The downgrades season started last quarter and is only continuing. "Reflecting a reduction in India's nominal and real GDP growth forecasts for FY16, we are cutting our earnings growth forecasts. Our new numbers are a CAGR of 17.3% and 14% respectively for the BSE Sensex and the broad market versus our previous estimate of 20.8% and 17.5% for the coming two years to FY17," said Ridham Desai of Morgan Stanley in his latest strategy note.

"Consensus earnings estimates are too high, so we will continue to see downgrades for at least the next quarter," says Rajat Rajgarhia, managing director, institutional equities, Motilal Oswal Securities. "We will now see those who take a top-down approach lowering their expectations as a result of lower GDP growth in the past quarter," adds Rajgarhia.

Since June this year, consensus earnings have been slashed by 5.2%. Still, analysts believe that in certain pockets there are still chances of downgrades. Particularly in the case of metals and energy, the falling international prices will adversely impact realisations, and higher inventories will also impact their earnings.

For Sensex, metals are less of a concern with its weightage at a miniscule 1.2%, but the energy and power sectors constitute close to 12%. "It is mostly in the global commodities, where we have seen a huge correction in the commodity prices that the possibility of further downgrades is really high.
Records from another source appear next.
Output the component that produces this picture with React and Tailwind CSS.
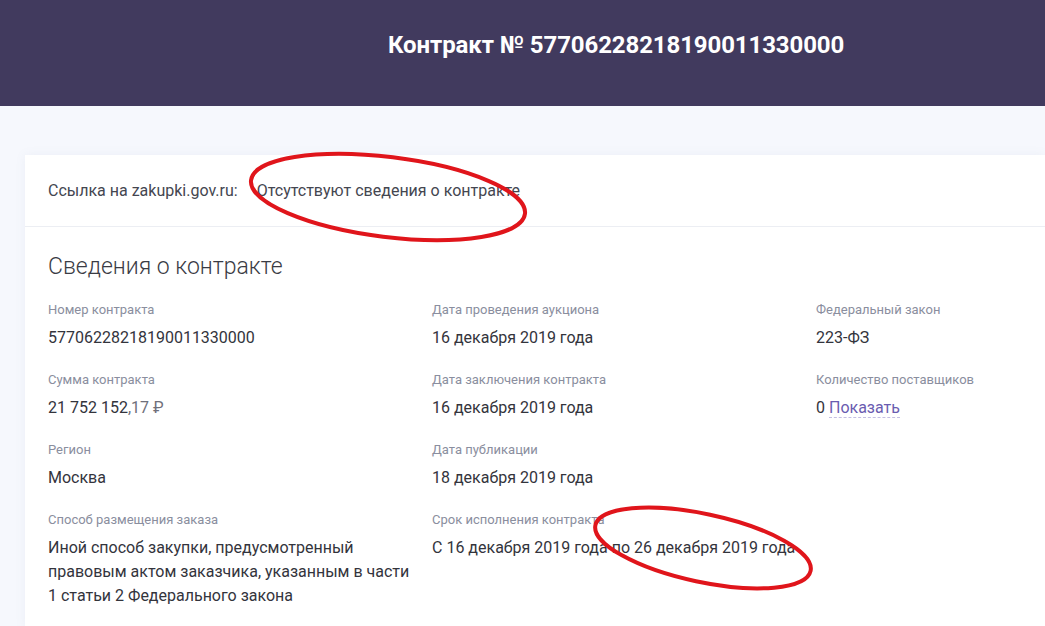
import React from "react";

const rows = [
  [
    { label: "Номер контракта", value: "57706228218190011330000" },
    { label: "Дата проведения аукциона", value: "16 декабря 2019 года" },
    { label: "Федеральный закон", value: "223-ФЗ" },
  ],
  [
    { label: "Сумма контракта", value: "sum" },
    { label: "Дата заключения контракта", value: "16 декабря 2019 года" },
    { label: "Количество поставщиков", value: "suppliers" },
  ],
  [
    { label: "Регион", value: "Москва" },
    { label: "Дата публикации", value: "18 декабря 2019 года" },
    null,
  ],
  [
    {
      label: "Способ размещения заказа",
      value:
        "Иной способ закупки, предусмотренный правовым актом заказчика, указанным в части 1 статьи 2 Федерального закона",
    },
    {
      label: "Срок исполнения контракта",
      value: "С 16 декабря 2019 года по 26 декабря 2019 года",
    },
    null,
  ],
];

function Value({ value }) {
  if (value === "sum") {
    return (
      <span>
        21 752 152<span className="text-[#6f6f7a]">,17 ₽</span>
      </span>
    );
  }
  if (value === "suppliers") {
    return (
      <span>
        0{" "}
        <span className="text-[#6a5cb0] border-b border-dashed border-[#c4bfe3]">
          Показать
        </span>
      </span>
    );
  }
  return <span>{value}</span>;
}

export default function App() {
  return (
    <div
      className="relative min-h-[626px] bg-[#f6f8fd] overflow-hidden"
      style={{ fontFamily: "Roboto, 'Noto Sans', sans-serif" }}
    >
      <div className="h-[106px] bg-[#413a5e] pl-[388px] pt-[29px]">
        <h1 className="text-[24px] font-bold text-white leading-[32px] tracking-[-0.1px]">
          Контракт № 57706228218190011330000
        </h1>
      </div>

      <div className="ml-[25px] mt-[49px] bg-white shadow-[0_0_10px_rgba(120,130,170,0.08)]">
        <div className="h-[72px] flex items-center pl-[23px] text-[16px] text-[#444650] border-b border-[#eceef3]">
          <span>Ссылка на zakupki.gov.ru:</span>
          <span className="ml-[19px]">Отсутствуют сведения о контракте</span>
        </div>

        <div className="pl-[23px] pt-[24px] pb-[20px]">
          <h2 className="text-[23px] font-light text-[#3a3b44] leading-[32px]">
            Сведения о контракте
          </h2>
          <div className="mt-[17px] flex flex-col gap-[20px]">
            {rows.map((row, i) => (
              <div key={i} className="grid grid-cols-[384px_384px_1fr]">
                {row.map((cell, j) =>
                  cell ? (
                    <div key={j} className="pr-4">
                      <div className="text-[13px] text-[#8a8e9e] leading-[20px]">
                        {cell.label}
                      </div>
                      <div className="mt-[6px] text-[16px] text-[#33343c] leading-[24px]">
                        <Value value={cell.value} />
                      </div>
                    </div>
                  ) : (
                    <div key={j} />
                  ),
                )}
              </div>
            ))}
          </div>
        </div>
      </div>

      <svg
        className="absolute inset-0 pointer-events-none"
        width="1045"
        height="626"
        viewBox="0 0 1045 626"
      >
        <ellipse
          cx="388"
          cy="197"
          rx="138"
          ry="40"
          transform="rotate(7 388 197)"
          fill="none"
          stroke="#e0151b"
          strokeWidth="4"
        />
        <ellipse
          cx="703"
          cy="548"
          rx="110"
          ry="34"
          transform="rotate(12 703 548)"
          fill="none"
          stroke="#e0151b"
          strokeWidth="4"
        />
      </svg>
    </div>
  );
}
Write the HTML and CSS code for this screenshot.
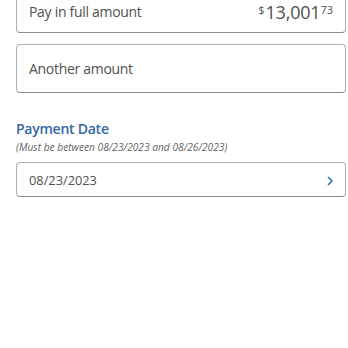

In the domestic economy as well, both the consumption and investments cycle are not picking up the way it was expected, which is where we think you could see downgrades taking place," explains Rajgarhia.

Another sector that is worrying is banks. "I think one area where the consensus is still behind is banking because if the GDP numbers are lower, and credit growth is not happening, there is a probability of higher provisions and pressure on profitability of the banks while analysts were expecting to see a recovery from this quarter onwards," says  Harendra Kumar, head, institutional equities, Elara Capital. If the stress continues and banks need to write off more NPAs, they could dent earnings further because of their high weightage (29%) in the Sensex.

Already, corporate earnings growth was disappointing in the first quarter of FY16 as Sensex revenues declined by 1% and profits remained flat. Earnings are key to the direction of markets especially in the light of global events where investors are counting on India's relatively better fundamentals compared with other emerging markets. This is also a reason that the Indian markets so far have been able to hold up compared to the huge sell-off in other emerging markets.

India still trades at relatively higher price-earnings (P/E) multiple of 15X FY16 earnings compared to 10-12X in the case of other emerging markets. Lower earnings will make India's valuation even more expensive, which may not be justified. To put it in perspective, if Sensex EPS is downgraded, say, by another ₹100 or about 6%, FY16 P/E will work out to be 17X as against the current one-year forward P/E of 15X. That only makes current market valuation unreliable considering that earnings growth is still in question.